── Material shown

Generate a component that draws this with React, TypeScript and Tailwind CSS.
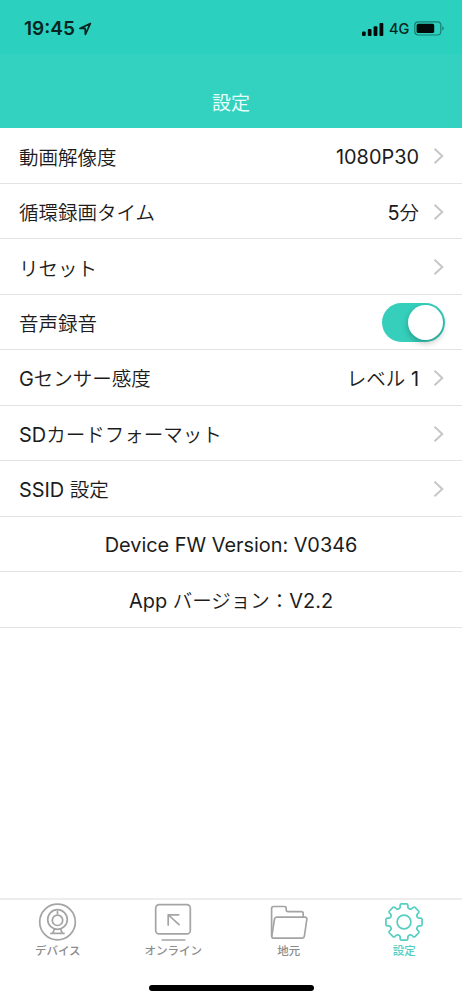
import React from "react";
import clsx from "clsx";

type Row = {
    label: string;
    value?: string;
    toggle?: boolean;
}

const rows: Row[] = [
    { label: "動画解像度", value: "1080P30" },
    { label: "循環録画タイム", value: "5分" },
    { label: "リセット" },
    { label: "音声録音", toggle: true },
    { label: "Gセンサー感度", value: "レベル 1" },
    { label: "SDカードフォーマット" },
    { label: "SSID 設定" },
]

const versions = ["Device FW Version: V0346", "App バージョン：V2.2"]

// Outline of the eight-toothed gear, centred on 20,20
const gearPath = () => {
    const pt = (r: number, deg: number) => {
        const a = ((deg - 90) * Math.PI) / 180
        return `${(20 + r * Math.cos(a)).toFixed(2)} ${(20 + r * Math.sin(a)).toFixed(2)}`
    }
    let d = `M${pt(15, -15)}`
    for (let tooth = 0; tooth < 360; tooth += 45) {
        d += `L${pt(17.2, tooth - 13)}Q${pt(18.2, tooth - 12)} ${pt(18.3, tooth - 9)}`
        d += `L${pt(18.3, tooth + 9)}Q${pt(18.2, tooth + 12)} ${pt(17.2, tooth + 13)}`
        d += `L${pt(15, tooth + 15)}Q${pt(13.4, tooth + 22.5)} ${pt(15, tooth + 30)}`
    }
    return `${d}Z`
}

// Latin runs are set slightly larger and heavier than the kana and kanji
const Mixed: React.FC<{ text: string }> = ({ text }) => (
    <span className="whitespace-pre">
        {text.split(/([ -~]+)/).filter(Boolean).map((run, i) => (
            <span key={i} className={/^[ -~]/.test(run) ? "text-[19.9px]" : "text-[19.5px] font-[350]"}>{run}</span>
        ))}
    </span>
)

const StatusBar: React.FC = () => (
    <div className="h-[54px] bg-[#2bd0be] pl-6 pr-[17px] pt-[19px] flex justify-between text-[#08251f]">
        <div className="flex h-5 items-center">
            <span className="text-[19px] leading-5 font-semibold w-[52px] whitespace-nowrap">19:45</span>
            <svg width="14" height="14" viewBox="0 0 14 14" fill="none" stroke="currentColor" strokeWidth="1.7" strokeLinejoin="round" className="ml-0.5 -mt-px">
                <path d="M12.4 1.4 1.8 6.4h5.3l.3 6z" />
            </svg>
        </div>
        <div className="flex h-5 items-center">
            <svg width="22" height="13" viewBox="0 0 22 13" fill="#020b09">
                <rect x="0" y="8.5" width="3.7" height="4.5" rx="1" />
                <rect x="5.8" y="6" width="3.7" height="7" rx="1" />
                <rect x="11.6" y="3.2" width="3.8" height="9.8" rx="1" />
                <rect x="17.5" y="0" width="3.8" height="13" rx="1" />
            </svg>
            <span className="ml-[5px] w-[21px] text-[14.5px] leading-5 font-medium whitespace-nowrap">4G</span>
            <svg width="31" height="15" viewBox="0 0 31 15" fill="none" className="ml-[4px] -mt-px">
                <rect x="0.8" y="0.8" width="26" height="13.2" rx="3.5" stroke="#167f72" strokeWidth="1.2" />
                <rect x="2.6" y="2.8" width="17.6" height="9.2" rx="1.6" fill="#020b09" />
                <path d="M28.3 5.3c1.9.6 1.9 3.6 0 4.2z" fill="#167f72" />
            </svg>
        </div>
    </div>
)

const Chevron: React.FC = () => (
    <svg width="12" height="18" viewBox="0 0 12 18" fill="none" stroke="#c7c7cb" strokeWidth="2" className="ml-3.5">
        <path d="M1.5 1.7 9.3 9l-7.8 7.3" />
    </svg>
)

const Toggle: React.FC = () => (
    <div className="h-[39px] w-[63px] rounded-full bg-[#35cfbb] p-[2px] flex justify-end">
        <div className="size-[35px] rounded-full bg-white shadow-[0_3px_6px_rgba(0,0,0,0.25)]" />
    </div>
)

const SettingsRow: React.FC<Row> = ({ label, value, toggle }) => (
    <li className="h-[55.5px] border-b border-[#e3e3e5] pl-[19px] pr-[17px] pt-[2px] flex items-center justify-between">
        <div className="pt-[4px]"><Mixed text={label} /></div>
        <div className="flex items-center">
            {value && <div className="pt-[4px]"><Mixed text={value} /></div>}
            {toggle ? <Toggle /> : <Chevron />}
        </div>
    </li>
)

const tabs = [
    {
        name: "デバイス",
        icon: (
            <>
                <circle cx="19.5" cy="20" r="17.8" />
                <circle cx="19.5" cy="17.5" r="9.8" />
                <circle cx="19.5" cy="18.3" r="5.2" />
                <path d="M19.5 9.5v2.2M16.3 27.2l-1.6 4.2M22.7 27.2l1.6 4.2M13 31.4h13" />
            </>
        ),
    },
    {
        name: "オンライン",
        icon: (
            <>
                <rect x="2.7" y="2.7" width="34.6" height="29.2" rx="3.5" />
                <path d="M9.3 38h22.4M15.2 23v-10.2h10.5M15.5 13l10.5 9.7" />
            </>
        ),
    },
    {
        name: "地元",
        icon: (
            <>
                <path d="M2.6 34V6.5q0-2 2-2h11q1.6 0 1.6 1.6v2q0 1.5 1.5 1.5h13.5q2 0 2 2v3.5" />
                <path d="M7.6 15.2h28.2q2.4 0 2 2.3l-2.4 16.5q-.3 2.2-2.5 2.2H5q-2.5 0-2.2-2.4L5.5 17q.3-1.8 2.1-1.8z" />
            </>
        ),
    },
    {
        name: "設定",
        active: true,
        icon: (
            <>
                <path d={gearPath()} />
                <circle cx="20" cy="20" r="6.9" />
            </>
        ),
    },
]

const TabBar: React.FC = () => (
    <nav className="h-[102px] border-t-2 border-[#ededed] pt-[2px]">
        <div className="grid grid-cols-4">
            {tabs.map((tab) => (
                <div key={tab.name} className={clsx("flex flex-col items-center", tab.active ? "text-[#55cfc0]" : "text-[#a4a4a4]")}>
                    <svg width="40" height="40" viewBox="0 0 40 40" fill="none" stroke="currentColor" strokeWidth="1.7" strokeLinecap="round" strokeLinejoin="round">
                        {tab.icon}
                    </svg>
                    <span className={clsx("mt-px text-[11.5px] leading-4 font-medium", !tab.active && "text-[#8c8c8c]")}>{tab.name}</span>
                </div>
            ))}
        </div>
        {/* Home indicator */}
        <div className="mx-auto mt-[26px] h-[6px] w-[165px] rounded-full bg-black" />
    </nav>
)

const App: React.FC = () => {
    return (
        <div className="h-[1000px] w-[462px] overflow-hidden bg-white flex flex-col text-[#1c1c1c] font-['Inter','Noto_Sans_CJK_JP',sans-serif]" lang="ja">
            <header className="h-32 bg-[#33d1bf]">
                <StatusBar />
                <h1 className="pt-[38px] text-center text-[19px] leading-6 text-[#e4fffb]">設定</h1>
            </header>

            <ul className="flex-1 text-[19.5px]">
                {rows.map((row) => <SettingsRow key={row.label} {...row} />)}
                {versions.map((text) => (
                    <li key={text} className="h-[55.5px] border-b border-[#e3e3e5] pt-[5px] flex items-center justify-center">
                        <Mixed text={text} />
                    </li>
                ))}
            </ul>

            <TabBar />
        </div>
    )
}

export default App
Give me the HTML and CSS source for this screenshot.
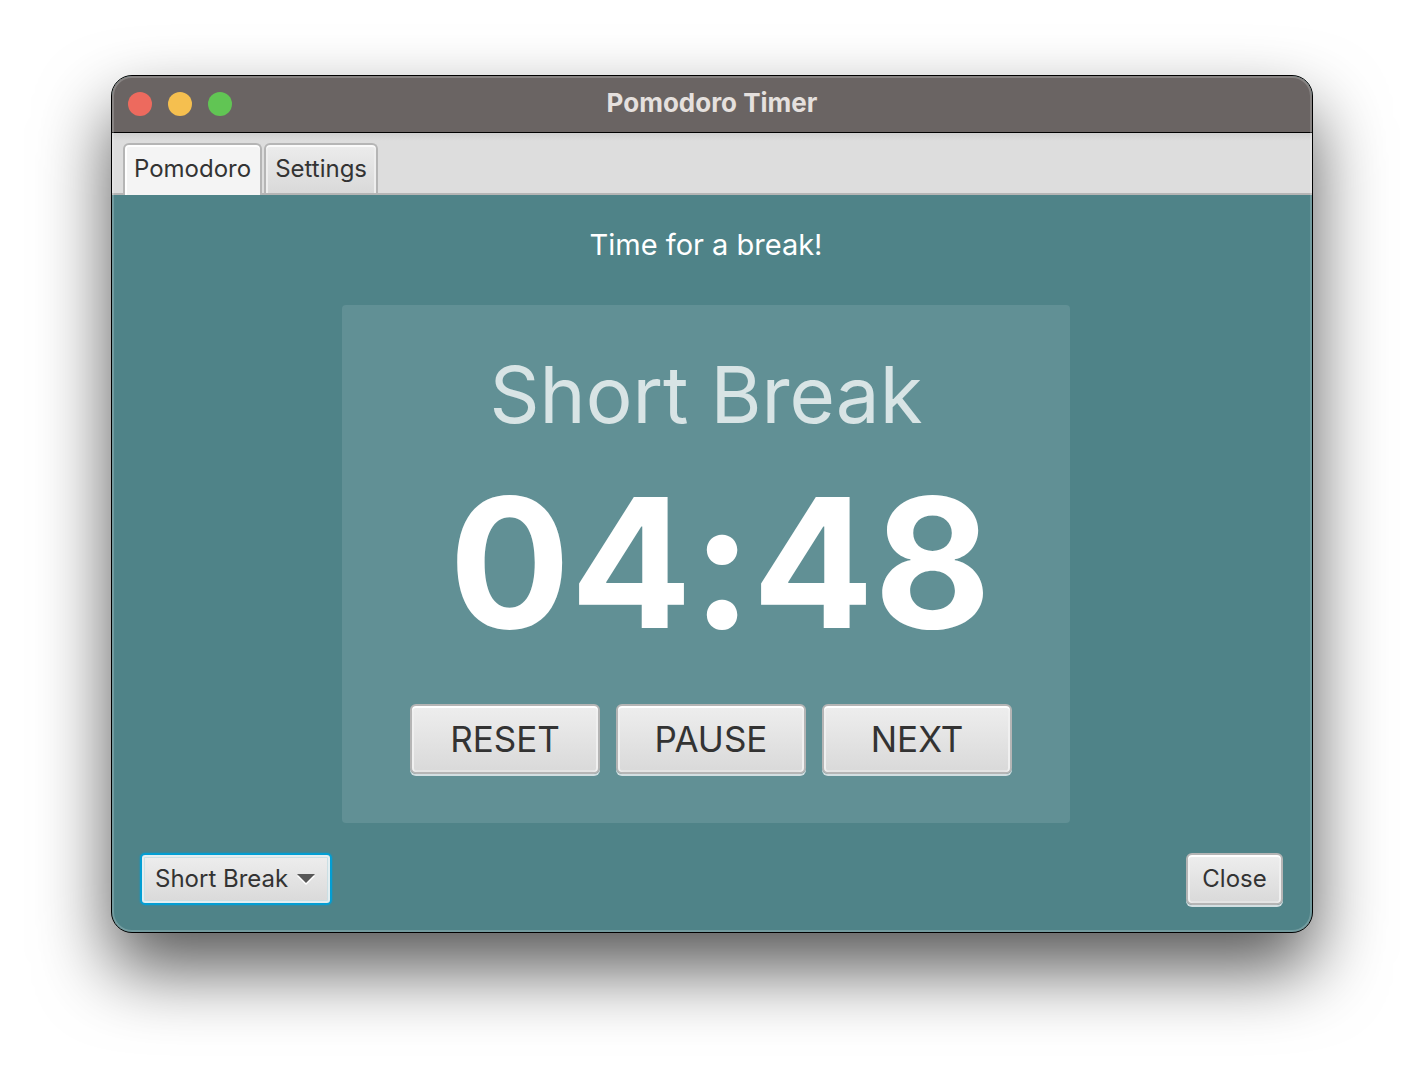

────

• [Goal of the exercise] Output all of the data exactly as it stands, minus any images.

• [Task answer]
Generate a component that draws this with React, TypeScript and Tailwind CSS.
import React from "react";
import clsx from "clsx";

type Row = {
    label: string;
    value?: string;
    toggle?: boolean;
}

const rows: Row[] = [
    { label: "動画解像度", value: "1080P30" },
    { label: "循環録画タイム", value: "5分" },
    { label: "リセット" },
    { label: "音声録音", toggle: true },
    { label: "Gセンサー感度", value: "レベル 1" },
    { label: "SDカードフォーマット" },
    { label: "SSID 設定" },
]

const versions = ["Device FW Version: V0346", "App バージョン：V2.2"]

// Outline of the eight-toothed gear, centred on 20,20
const gearPath = () => {
    const pt = (r: number, deg: number) => {
        const a = ((deg - 90) * Math.PI) / 180
        return `${(20 + r * Math.cos(a)).toFixed(2)} ${(20 + r * Math.sin(a)).toFixed(2)}`
    }
    let d = `M${pt(15, -15)}`
    for (let tooth = 0; tooth < 360; tooth += 45) {
        d += `L${pt(17.2, tooth - 13)}Q${pt(18.2, tooth - 12)} ${pt(18.3, tooth - 9)}`
        d += `L${pt(18.3, tooth + 9)}Q${pt(18.2, tooth + 12)} ${pt(17.2, tooth + 13)}`
        d += `L${pt(15, tooth + 15)}Q${pt(13.4, tooth + 22.5)} ${pt(15, tooth + 30)}`
    }
    return `${d}Z`
}

// Latin runs are set slightly larger and heavier than the kana and kanji
const Mixed: React.FC<{ text: string }> = ({ text }) => (
    <span className="whitespace-pre">
        {text.split(/([ -~]+)/).filter(Boolean).map((run, i) => (
            <span key={i} className={/^[ -~]/.test(run) ? "text-[19.9px]" : "text-[19.5px] font-[350]"}>{run}</span>
        ))}
    </span>
)

const StatusBar: React.FC = () => (
    <div className="h-[54px] bg-[#2bd0be] pl-6 pr-[17px] pt-[19px] flex justify-between text-[#08251f]">
        <div className="flex h-5 items-center">
            <span className="text-[19px] leading-5 font-semibold w-[52px] whitespace-nowrap">19:45</span>
            <svg width="14" height="14" viewBox="0 0 14 14" fill="none" stroke="currentColor" strokeWidth="1.7" strokeLinejoin="round" className="ml-0.5 -mt-px">
                <path d="M12.4 1.4 1.8 6.4h5.3l.3 6z" />
            </svg>
        </div>
        <div className="flex h-5 items-center">
            <svg width="22" height="13" viewBox="0 0 22 13" fill="#020b09">
                <rect x="0" y="8.5" width="3.7" height="4.5" rx="1" />
                <rect x="5.8" y="6" width="3.7" height="7" rx="1" />
                <rect x="11.6" y="3.2" width="3.8" height="9.8" rx="1" />
                <rect x="17.5" y="0" width="3.8" height="13" rx="1" />
            </svg>
            <span className="ml-[5px] w-[21px] text-[14.5px] leading-5 font-medium whitespace-nowrap">4G</span>
            <svg width="31" height="15" viewBox="0 0 31 15" fill="none" className="ml-[4px] -mt-px">
                <rect x="0.8" y="0.8" width="26" height="13.2" rx="3.5" stroke="#167f72" strokeWidth="1.2" />
                <rect x="2.6" y="2.8" width="17.6" height="9.2" rx="1.6" fill="#020b09" />
                <path d="M28.3 5.3c1.9.6 1.9 3.6 0 4.2z" fill="#167f72" />
            </svg>
        </div>
    </div>
)

const Chevron: React.FC = () => (
    <svg width="12" height="18" viewBox="0 0 12 18" fill="none" stroke="#c7c7cb" strokeWidth="2" className="ml-3.5">
        <path d="M1.5 1.7 9.3 9l-7.8 7.3" />
    </svg>
)

const Toggle: React.FC = () => (
    <div className="h-[39px] w-[63px] rounded-full bg-[#35cfbb] p-[2px] flex justify-end">
        <div className="size-[35px] rounded-full bg-white shadow-[0_3px_6px_rgba(0,0,0,0.25)]" />
    </div>
)

const SettingsRow: React.FC<Row> = ({ label, value, toggle }) => (
    <li className="h-[55.5px] border-b border-[#e3e3e5] pl-[19px] pr-[17px] pt-[2px] flex items-center justify-between">
        <div className="pt-[4px]"><Mixed text={label} /></div>
        <div className="flex items-center">
            {value && <div className="pt-[4px]"><Mixed text={value} /></div>}
            {toggle ? <Toggle /> : <Chevron />}
        </div>
    </li>
)

const tabs = [
    {
        name: "デバイス",
        icon: (
            <>
                <circle cx="19.5" cy="20" r="17.8" />
                <circle cx="19.5" cy="17.5" r="9.8" />
                <circle cx="19.5" cy="18.3" r="5.2" />
                <path d="M19.5 9.5v2.2M16.3 27.2l-1.6 4.2M22.7 27.2l1.6 4.2M13 31.4h13" />
            </>
        ),
    },
    {
        name: "オンライン",
        icon: (
            <>
                <rect x="2.7" y="2.7" width="34.6" height="29.2" rx="3.5" />
                <path d="M9.3 38h22.4M15.2 23v-10.2h10.5M15.5 13l10.5 9.7" />
            </>
        ),
    },
    {
        name: "地元",
        icon: (
            <>
                <path d="M2.6 34V6.5q0-2 2-2h11q1.6 0 1.6 1.6v2q0 1.5 1.5 1.5h13.5q2 0 2 2v3.5" />
                <path d="M7.6 15.2h28.2q2.4 0 2 2.3l-2.4 16.5q-.3 2.2-2.5 2.2H5q-2.5 0-2.2-2.4L5.5 17q.3-1.8 2.1-1.8z" />
            </>
        ),
    },
    {
        name: "設定",
        active: true,
        icon: (
            <>
                <path d={gearPath()} />
                <circle cx="20" cy="20" r="6.9" />
            </>
        ),
    },
]

const TabBar: React.FC = () => (
    <nav className="h-[102px] border-t-2 border-[#ededed] pt-[2px]">
        <div className="grid grid-cols-4">
            {tabs.map((tab) => (
                <div key={tab.name} className={clsx("flex flex-col items-center", tab.active ? "text-[#55cfc0]" : "text-[#a4a4a4]")}>
                    <svg width="40" height="40" viewBox="0 0 40 40" fill="none" stroke="currentColor" strokeWidth="1.7" strokeLinecap="round" strokeLinejoin="round">
                        {tab.icon}
                    </svg>
                    <span className={clsx("mt-px text-[11.5px] leading-4 font-medium", !tab.active && "text-[#8c8c8c]")}>{tab.name}</span>
                </div>
            ))}
        </div>
        {/* Home indicator */}
        <div className="mx-auto mt-[26px] h-[6px] w-[165px] rounded-full bg-black" />
    </nav>
)

const App: React.FC = () => {
    return (
        <div className="h-[1000px] w-[462px] overflow-hidden bg-white flex flex-col text-[#1c1c1c] font-['Inter','Noto_Sans_CJK_JP',sans-serif]" lang="ja">
            <header className="h-32 bg-[#33d1bf]">
                <StatusBar />
                <h1 className="pt-[38px] text-center text-[19px] leading-6 text-[#e4fffb]">設定</h1>
            </header>

            <ul className="flex-1 text-[19.5px]">
                {rows.map((row) => <SettingsRow key={row.label} {...row} />)}
                {versions.map((text) => (
                    <li key={text} className="h-[55.5px] border-b border-[#e3e3e5] pt-[5px] flex items-center justify-center">
                        <Mixed text={text} />
                    </li>
                ))}
            </ul>

            <TabBar />
        </div>
    )
}

export default App
Give me the HTML and CSS source for this screenshot.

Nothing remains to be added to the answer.